## BEGIN INFORMATION SHOWN

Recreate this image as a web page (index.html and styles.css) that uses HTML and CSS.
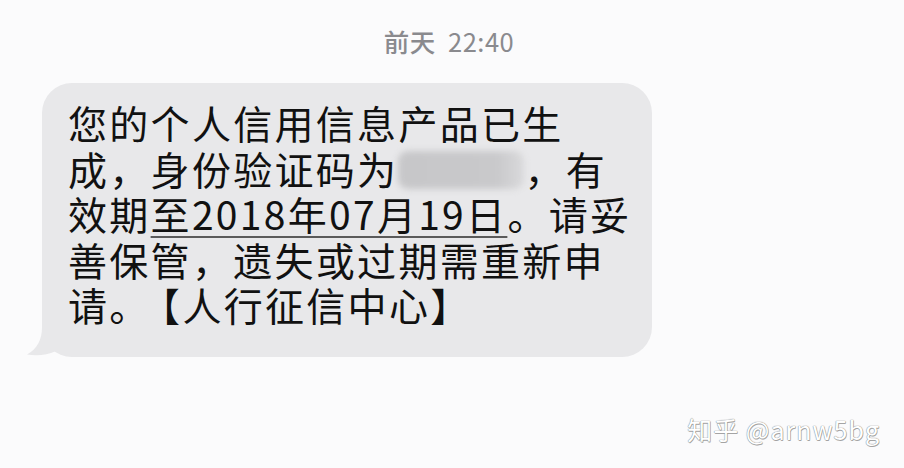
FILE: index.html
```html
<!DOCTYPE html>
<html lang="zh-CN">
<head>
<meta charset="utf-8">
<title>短信</title>
<link rel="stylesheet" href="styles.css">
</head>
<body>
<div class="screen">
  <div class="stamp"><span class="day">前天</span> 22:40</div>
  <div class="thread">
    <div class="bubble">
      <svg class="tail" viewBox="0 0 60 45" width="60" height="45" aria-hidden="true">
        <path d="M20 0 L20 15 C20 28 15 37 5 42.5 C16 44.5 26 42.5 33 39.5 L50 39.5 L50 0 Z" fill="#e8e8ea"/>
      </svg>
      <p class="msg">您的个人信用信息产品已生成，身份验证码为<span class="code"></span>，有效期<span class="date">至2018年07月19日</span>。请妥善保管，遗失或过期需重新申请。<span class="sign">【人行征信中心】</span></p>
    </div>
  </div>
  <div class="watermark">知乎 @arnw5bg</div>
</div>
</body>
</html>
```

FILE: styles.css
```css
html, body {
  margin: 0;
  padding: 0;
  background: #fbfbfc;
}

.screen {
  position: relative;
  width: 904px;
  height: 468px;
  overflow: hidden;
  background: #fbfbfc;
  font-family: "Noto Sans CJK SC", "Noto Sans", sans-serif;
}

.stamp {
  padding-top: 24px;
  padding-right: 6px;
  height: 34px;
  line-height: 34px;
  font-size: 25.5px;
  color: #8a8a8e;
  text-align: center;
  letter-spacing: 0.5px;
  word-spacing: 6px;
}

.day {
  font-weight: 500;
}

.thread {
  display: flex;
  padding-top: 25px;
  padding-left: 42px;
}

.bubble {
  position: relative;
  background: #e8e8ea;
  border-radius: 30px;
  padding: 17px 16px 29px 26px;
}

.tail {
  position: absolute;
  left: -20px;
  bottom: 0;
  display: block;
}

.msg {
  position: relative;
  margin: 0;
  width: 568px;
  font-size: 39px;
  line-height: 45.5px;
  letter-spacing: 2.3px;
  color: #111;
}

.code {
  display: inline-block;
  width: 126px;
  height: 38px;
  vertical-align: -4px;
  border-radius: 10px;
  background: linear-gradient(to right, #c7c7c9 0%, #c9c9cb 78%, #d9d9db 100%);
  filter: blur(3px);
}

.date {
  text-decoration: underline;
  text-decoration-color: #5a5a5a;
  text-decoration-thickness: 1.5px;
  text-underline-offset: 6px;
}

.sign {
  margin-left: 10px;
}

.watermark {
  position: absolute;
  right: 24px;
  bottom: 24px;
  font-size: 25px;
  line-height: 30px;
  letter-spacing: 1px;
  color: #ffffff;
  text-shadow: 0 0 1px #8a8a8a, 0 0 1px #8a8a8a, 0.5px 0.5px 0 #aaa;
}
```
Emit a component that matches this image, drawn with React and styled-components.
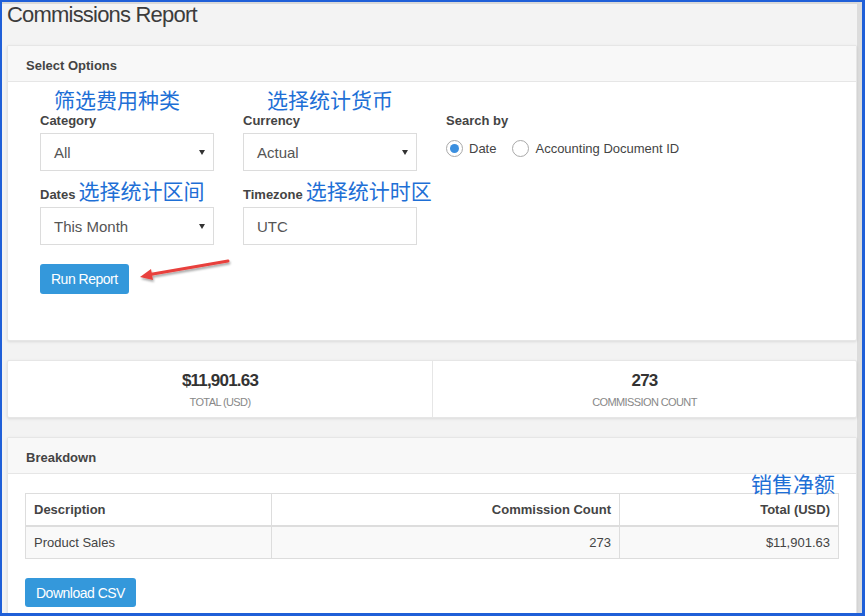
import styled, { createGlobalStyle } from 'styled-components';

const GlobalStyle = createGlobalStyle`
  body {
    margin: 0;
    font-family: 'Liberation Sans', Arial, sans-serif;
    color: #333;
  }
`;

const Frame = styled.div`
  width: 865px;
  height: 616px;
  box-sizing: border-box;
  border: 2px solid #1f5fd8;
  border-right-width: 3px;
  border-bottom-width: 3px;
  overflow: hidden;
  display: flex;
`;

const Page = styled.div`
  flex: 1 1 auto;
  background-color: #f3f3f3;
  border-top: 2px solid #d9d9d9;
  border-right: 5px solid #dcdcdc;
  padding-left: 5px;
`;

const Title = styled.h1`
  margin: 0 0 19px 0;
  font-size: 22px;
  line-height: 22px;
  font-weight: 400;
  letter-spacing: -0.8px;
  color: #3c3c3c;
`;

const Panel = styled.div`
  background-color: #fff;
  border: 1px solid #e6e6e6;
  border-radius: 2px;
  box-shadow: 0 1px 3px rgba(0, 0, 0, 0.1);
  margin-bottom: 19px;
`;

const PanelHeader = styled.div`
  height: 36px;
  box-sizing: border-box;
  line-height: 34px;
  padding: 3px 18px 0;
  background-color: #f8f8f8;
  border-bottom: 1px solid #e6e6e6;
  font-size: 13px;
  font-weight: 700;
  color: #444;
`;

const OptionsBody = styled.div`
  padding: 5px 32px 46px 32px;
`;

const FieldGrid = styled.div`
  display: grid;
  grid-template-columns: 174px 174px 1fr;
  column-gap: 29px;
  margin-top: ${(p) => p.$top || 0}px;
`;

const Field = styled.div`
  display: flex;
  flex-direction: column;
  padding-top: ${(p) => p.$pad || 0}px;
`;

const Note = styled.span`
  font-family: 'Noto Sans CJK SC', 'Liberation Sans', sans-serif;
  font-size: 21px;
  line-height: 24px;
  color: #1e6fd6;
  white-space: nowrap;
  flex-shrink: 0;
  margin-left: ${(p) => p.$indent || 0}px;
`;

const Label = styled.label`
  font-size: 13px;
  line-height: 16px;
  font-weight: 700;
  color: #444;
  margin: 2px 0 4px;
`;

const LabelRow = styled.div`
  display: flex;
  align-items: baseline;
  gap: 3px;
  margin-bottom: 4px;
  white-space: nowrap;

  ${Label} {
    margin: 0;
  }
`;

const Control = styled.div`
  position: relative;
  height: 38px;
  box-sizing: border-box;
  border: 1px solid #dcdcdc;
  background-color: #fff;
  padding: 0 13px;
  display: flex;
  align-items: center;
  font-size: 15px;
  color: #555;
`;

const Caret = styled.span`
  margin-left: auto;
  margin-right: -5px;
  width: 0;
  height: 0;
  border-left: 3px solid transparent;
  border-right: 3px solid transparent;
  border-top: 5px solid #333;
`;

const RadioGroup = styled.div`
  display: flex;
  align-items: center;
  margin-top: 7px;
`;

const RadioOption = styled.label`
  display: flex;
  align-items: center;
  gap: 6px;
  font-size: 13px;
  color: #444;
  margin-right: 16px;
`;

const RadioCircle = styled.span`
  width: 17px;
  height: 17px;
  box-sizing: border-box;
  border-radius: 50%;
  border: 1px solid #a9a9a9;
  background-color: #fff;
  display: flex;
  align-items: center;
  justify-content: center;

  &::after {
    content: '';
    width: 9px;
    height: 9px;
    border-radius: 50%;
    background-color: ${(p) => (p.$checked ? '#3b8fdf' : 'transparent')};
  }
`;

const ButtonRow = styled.div`
  position: relative;
  margin-top: ${(p) => p.$top || 19}px;
`;

const Button = styled.button`
  display: block;
  height: ${(p) => p.$h || 30}px;
  padding: 0 ${(p) => p.$px || 11}px;
  border: none;
  border-radius: 3px;
  background-color: #3498db;
  color: #fff;
  font-family: 'Liberation Sans', Arial, sans-serif;
  font-size: 14px;
  letter-spacing: -0.5px;
`;

const ArrowSvg = styled.svg`
  position: absolute;
  left: 95px;
  top: -9px;
  overflow: visible;
`;

const StatsPanel = styled(Panel)`
  display: grid;
  grid-template-columns: 1fr 1fr;
`;

const Stat = styled.div`
  display: flex;
  flex-direction: column;
  align-items: center;
  padding: 10px 0 9px;

  & + & {
    border-left: 1px solid #e6e6e6;
  }
`;

const StatValue = styled.div`
  font-size: 17px;
  line-height: 20px;
  font-weight: 700;
  letter-spacing: -0.8px;
  color: #333;
`;

const StatLabel = styled.div`
  margin-top: 5px;
  font-size: 11px;
  line-height: 12px;
  letter-spacing: -0.6px;
  color: #888;
  text-transform: uppercase;
`;

const BreakdownBody = styled.div`
  position: relative;
  padding: 19px 17px 40px;
`;

const CornerNote = styled(Note)`
  position: absolute;
  right: 21px;
  top: -3px;
`;

const Table = styled.table`
  width: 100%;
  border-collapse: collapse;
  font-size: 13px;
  color: #444;

  th,
  td {
    height: 31px;
    padding: 0 8px;
    border: 1px solid #dddddd;
  }

  th {
    font-weight: 700;
    border-bottom-width: 2px;
  }

  tbody tr {
    background-color: #f9f9f9;
  }
`;

const Cell = styled.td`
  text-align: ${(p) => (p.$right ? 'right' : 'left')};
`;

const Head = styled.th`
  text-align: ${(p) => (p.$right ? 'right' : 'left')};
`;

const Radio = ({ checked, children }) => (
  <RadioOption>
    <RadioCircle $checked={checked} />
    {children}
  </RadioOption>
);

export default function App() {
  return (
    <>
      <GlobalStyle />
      <Frame>
        <Page>
          <Title>Commissions Report</Title>

          <Panel>
            <PanelHeader>Select Options</PanelHeader>
            <OptionsBody>
              <FieldGrid>
                <Field>
                  <Note $indent={14}>筛选费用种类</Note>
                  <Label>Category</Label>
                  <Control>
                    All
                    <Caret />
                  </Control>
                </Field>
                <Field>
                  <Note $indent={24}>选择统计货币</Note>
                  <Label>Currency</Label>
                  <Control>
                    Actual
                    <Caret />
                  </Control>
                </Field>
                <Field $pad={24}>
                  <Label>Search by</Label>
                  <RadioGroup>
                    <Radio checked>Date</Radio>
                    <Radio>Accounting Document ID</Radio>
                  </RadioGroup>
                </Field>
              </FieldGrid>

              <FieldGrid $top={7}>
                <Field>
                  <LabelRow>
                    <Label>Dates</Label>
                    <Note>选择统计区间</Note>
                  </LabelRow>
                  <Control>
                    This Month
                    <Caret />
                  </Control>
                </Field>
                <Field>
                  <LabelRow>
                    <Label>Timezone</Label>
                    <Note>选择统计时区</Note>
                  </LabelRow>
                  <Control>UTC</Control>
                </Field>
              </FieldGrid>

              <ButtonRow>
                <Button>Run Report</Button>
                <ArrowSvg width="100" height="30" viewBox="0 0 100 30">
                  <defs>
                    <filter id="arrowShadow" x="-20%" y="-50%" width="140%" height="200%">
                      <feDropShadow dx="1" dy="2" stdDeviation="1.2" floodColor="#000" floodOpacity="0.35" />
                    </filter>
                  </defs>
                  <g filter="url(#arrowShadow)">
                    <line x1="93" y1="6" x2="12" y2="20" stroke="#e8413c" strokeWidth="3" strokeLinecap="round" />
                    <path d="M5 22 L16 14 L18 25 Z" fill="#e8413c" />
                  </g>
                </ArrowSvg>
              </ButtonRow>
            </OptionsBody>
          </Panel>

          <StatsPanel>
            <Stat>
              <StatValue>$11,901.63</StatValue>
              <StatLabel>Total (USD)</StatLabel>
            </Stat>
            <Stat>
              <StatValue>273</StatValue>
              <StatLabel>Commission Count</StatLabel>
            </Stat>
          </StatsPanel>

          <Panel>
            <PanelHeader>Breakdown</PanelHeader>
            <BreakdownBody>
              <CornerNote>销售净额</CornerNote>
              <Table>
                <colgroup>
                  <col style={{ width: 246 }} />
                  <col style={{ width: 348 }} />
                  <col />
                </colgroup>
                <thead>
                  <tr>
                    <Head>Description</Head>
                    <Head $right>Commission Count</Head>
                    <Head $right>Total (USD)</Head>
                  </tr>
                </thead>
                <tbody>
                  <tr>
                    <Cell>Product Sales</Cell>
                    <Cell $right>273</Cell>
                    <Cell $right>$11,901.63</Cell>
                  </tr>
                </tbody>
              </Table>
              <ButtonRow $top={19}>
                <Button $h={29} $px={11}>Download CSV</Button>
              </ButtonRow>
            </BreakdownBody>
          </Panel>
        </Page>
      </Frame>
    </>
  );
}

## END INFORMATION SHOWN

▶ WHAT THIS TASK INVOLVES
From the listing above, pick out each line where the word "image" appears.

▶ RIGHT ANSWER
Recreate this image as a web page (index.html and styles.css) that uses HTML and CSS.
Emit a component that matches this image, drawn with React and styled-components.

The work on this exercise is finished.